If steampunk is all about brass, steam, blimps and clockwork robots, then dieselpunk is steel, internal combustion, tanks and dreadnoughts (of the naval kind, and the walking boxes kind).

Whereas Steampunk borrows the fashions and aesthetics of the Victorians, Dieselpunk's primary aesthetic is Art Deco. Anything not related to machines will be very ritzy and flashy, jazz will be the dominant form of music and futurism will be the dominant form of architecture. Expect a lot of pressed and stamped metal. Thin, gilded veneers concealing oily machines (both literally and allegorically).

The overall technology level hovers around 1935: we got machine guns, cars, piston planes (and jets, but they're bleeding-edge tech that isn't found outside the military or corporations), radios and black-and-white TV sets. Electronics are something of a gray area: they exist, but they can't be very advanced. You can expect radio, radars, alarms, simple encrypting/decrypting machines and so on, but no portable phones, detectors, transistors and computers (barring occasional ENIAC-styled vacuum tube monstrosities that take up at least an entire room). In a nutshell, if it looks like your grand-granddad would like it, that's steampunk, if it looks like it belongs to your grandpa, that's dieselpunk, and if it looks like your dad used it, that's early atompunk, assuming you're 35 circa 2015 (which you are, unless you're a newfag).

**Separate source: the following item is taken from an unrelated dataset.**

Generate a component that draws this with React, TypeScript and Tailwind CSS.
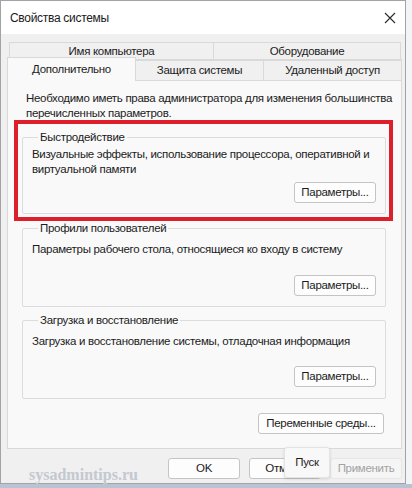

Also worth mentioning that there is significant difference in mood: steampunk stories often lean on the romantical side of things, adventuring with the science of the future and all that. Dieselpunk on the other hand gets grimdarker with industrialised warfare, totalitarianism and nihilism. Even without the shadow of "The Great War/s" looming over the setting, you have the social unrest of the Roaring 20's, the Great Depression, Gangland, and ruined continental Europe rebuilding in the background to temper your optimism. Steampunk is "The Time Machine" and "20,000 Leagues Under The Sea", Dieselpunk is "All Quiet On The Western Front" and "Catch-22".